- PROBLEM TO WORK ON: Quote, verbatim, all material below, without pictures.

════════════════

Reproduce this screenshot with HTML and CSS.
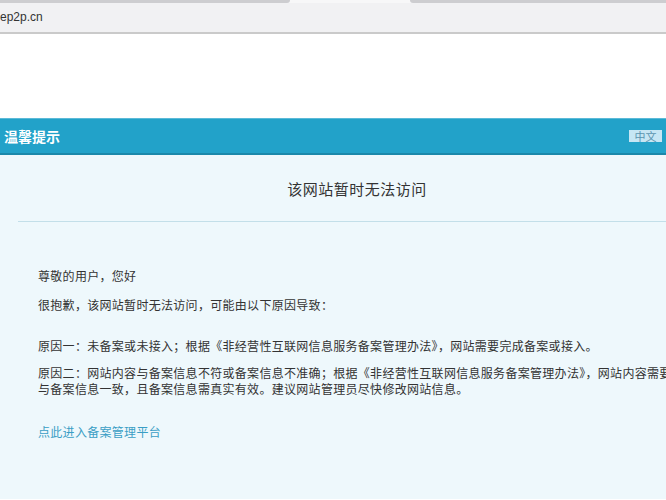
FILE: index.html
```html
<!DOCTYPE html>
<html lang="zh-CN">
<head>
	<meta charset="utf-8">
	<title>温馨提示</title>
	<link rel="stylesheet" href="styles.css">
</head>

<body>
	<div class="chrome">
		<div class="chrome-top">
			<div class="seg seg-left"></div>
			<div class="seg seg-right"></div>
		</div>
		<div class="address">ep2p.cn</div>
	</div>

	<div class="spacer"></div>

	<div class="top-bar">
		<span class="title">温馨提示</span>
		<span class="lang">中文</span>
	</div>

	<div class="content">
		<div class="page">
			<h1>该网站暂时无法访问</h1>
			<div class="divider"></div>

			<div class="text">
				<div class="intro">
					<p>尊敬的用户，您好</p>
					<p>很抱歉，该网站暂时无法访问，可能由以下原因导致：</p>
				</div>

				<div class="reasons">
					<p>原因一：未备案或未接入；根据《非经营性互联网信息服务备案管理办法》，网站需要完成备案或接入。</p>
					<p>原因二：网站内容与备案信息不符或备案信息不准确；根据《非经营性互联网信息服务备案管理办法》，网站内容需要<br>与备案信息一致，且备案信息需真实有效。建议网站管理员尽快修改网站信息。</p>
				</div>

				<a class="link" href="#">点此进入备案管理平台</a>
			</div>
		</div>
	</div>
</body>
</html>
```

FILE: styles.css
```css
html, body {
	margin: 0;
	padding: 0;
}

body {
	background: #fff;
	overflow: hidden;
	font-family: "Noto Sans CJK SC", "Liberation Sans", sans-serif;
	color: #333;
}

/* browser bar at the top of the shot */
.chrome {
	background: #f1f1f3;
	border-bottom: 2px solid #cacaca;
}

.chrome-top {
	display: flex;
	gap: 120px;
	height: 3px;
	background: #f7f7f8;
}

.seg {
	background: #cdcdd0;
}

.seg-left {
	width: 290px;
	border-radius: 0 0 3px 0;
}

.seg-right {
	flex: 1;
	border-radius: 0 0 0 3px;
}

.address {
	height: 29px;
	line-height: 28px;
	font-family: "Liberation Sans", sans-serif;
	font-size: 12px;
	color: #333;
}

.spacer {
	height: 84px;
}

/* blue title bar */
.top-bar {
	display: flex;
	align-items: center;
	justify-content: space-between;
	height: 34px;
	background: #22a2c9;
	border-top: 1px solid #5bbad8;
	border-bottom: 2px solid #1b88aa;
}

.title {
	padding-left: 4px;
	font-size: 14px;
	font-weight: bold;
	color: #fff;
}

.lang {
	width: 33px;
	height: 12px;
	margin-right: 4px;
	line-height: 12px;
	font-size: 11px;
	text-align: center;
	background: #c6e6f4;
	color: #5b95b0;
}

/* main panel */
.content {
	background: #eef8fc;
	height: 344px;
}

.page {
	width: 714px;
	padding-top: 22px;
}

h1 {
	margin: 0;
	font-size: 15px;
	font-weight: normal;
	letter-spacing: 0.5px;
	line-height: 24px;
	text-align: center;
	color: #333;
}

.divider {
	margin: 20px 0 0 18px;
	border-top: 1px solid #c3dfe9;
}

.text {
	padding: 46px 0 0 38px;
	font-size: 12px;
	line-height: 16px;
	letter-spacing: 0.3px;
	white-space: nowrap;
}

.text p {
	margin: 0 0 13px;
}

.text p:last-child {
	margin-bottom: 0;
}

.intro {
	margin-bottom: 25px;
}

.reasons p {
	margin-bottom: 11px;
}

.reasons {
	margin-bottom: 27px;
}

.link {
	color: #3a9ec5;
	text-decoration: none;
}
```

════════════════

- ANSWER TO THE EXERCISE:
Reproduce this screenshot with HTML and CSS.
FILE: index.html
```html
<!DOCTYPE html>
<html lang="zh-CN">
<head>
	<meta charset="utf-8">
	<title>温馨提示</title>
	<link rel="stylesheet" href="styles.css">
</head>

<body>
	<div class="chrome">
		<div class="chrome-top">
			<div class="seg seg-left"></div>
			<div class="seg seg-right"></div>
		</div>
		<div class="address">ep2p.cn</div>
	</div>

	<div class="spacer"></div>

	<div class="top-bar">
		<span class="title">温馨提示</span>
		<span class="lang">中文</span>
	</div>

	<div class="content">
		<div class="page">
			<h1>该网站暂时无法访问</h1>
			<div class="divider"></div>

			<div class="text">
				<div class="intro">
					<p>尊敬的用户，您好</p>
					<p>很抱歉，该网站暂时无法访问，可能由以下原因导致：</p>
				</div>

				<div class="reasons">
					<p>原因一：未备案或未接入；根据《非经营性互联网信息服务备案管理办法》，网站需要完成备案或接入。</p>
					<p>原因二：网站内容与备案信息不符或备案信息不准确；根据《非经营性互联网信息服务备案管理办法》，网站内容需要<br>与备案信息一致，且备案信息需真实有效。建议网站管理员尽快修改网站信息。</p>
				</div>

				<a class="link" href="#">点此进入备案管理平台</a>
			</div>
		</div>
	</div>
</body>
</html>
```

FILE: styles.css
```css
html, body {
	margin: 0;
	padding: 0;
}

body {
	background: #fff;
	overflow: hidden;
	font-family: "Noto Sans CJK SC", "Liberation Sans", sans-serif;
	color: #333;
}

/* browser bar at the top of the shot */
.chrome {
	background: #f1f1f3;
	border-bottom: 2px solid #cacaca;
}

.chrome-top {
	display: flex;
	gap: 120px;
	height: 3px;
	background: #f7f7f8;
}

.seg {
	background: #cdcdd0;
}

.seg-left {
	width: 290px;
	border-radius: 0 0 3px 0;
}

.seg-right {
	flex: 1;
	border-radius: 0 0 0 3px;
}

.address {
	height: 29px;
	line-height: 28px;
	font-family: "Liberation Sans", sans-serif;
	font-size: 12px;
	color: #333;
}

.spacer {
	height: 84px;
}

/* blue title bar */
.top-bar {
	display: flex;
	align-items: center;
	justify-content: space-between;
	height: 34px;
	background: #22a2c9;
	border-top: 1px solid #5bbad8;
	border-bottom: 2px solid #1b88aa;
}

.title {
	padding-left: 4px;
	font-size: 14px;
	font-weight: bold;
	color: #fff;
}

.lang {
	width: 33px;
	height: 12px;
	margin-right: 4px;
	line-height: 12px;
	font-size: 11px;
	text-align: center;
	background: #c6e6f4;
	color: #5b95b0;
}

/* main panel */
.content {
	background: #eef8fc;
	height: 344px;
}

.page {
	width: 714px;
	padding-top: 22px;
}

h1 {
	margin: 0;
	font-size: 15px;
	font-weight: normal;
	letter-spacing: 0.5px;
	line-height: 24px;
	text-align: center;
	color: #333;
}

.divider {
	margin: 20px 0 0 18px;
	border-top: 1px solid #c3dfe9;
}

.text {
	padding: 46px 0 0 38px;
	font-size: 12px;
	line-height: 16px;
	letter-spacing: 0.3px;
	white-space: nowrap;
}

.text p {
	margin: 0 0 13px;
}

.text p:last-child {
	margin-bottom: 0;
}

.intro {
	margin-bottom: 25px;
}

.reasons p {
	margin-bottom: 11px;
}

.reasons {
	margin-bottom: 27px;
}

.link {
	color: #3a9ec5;
	text-decoration: none;
}
```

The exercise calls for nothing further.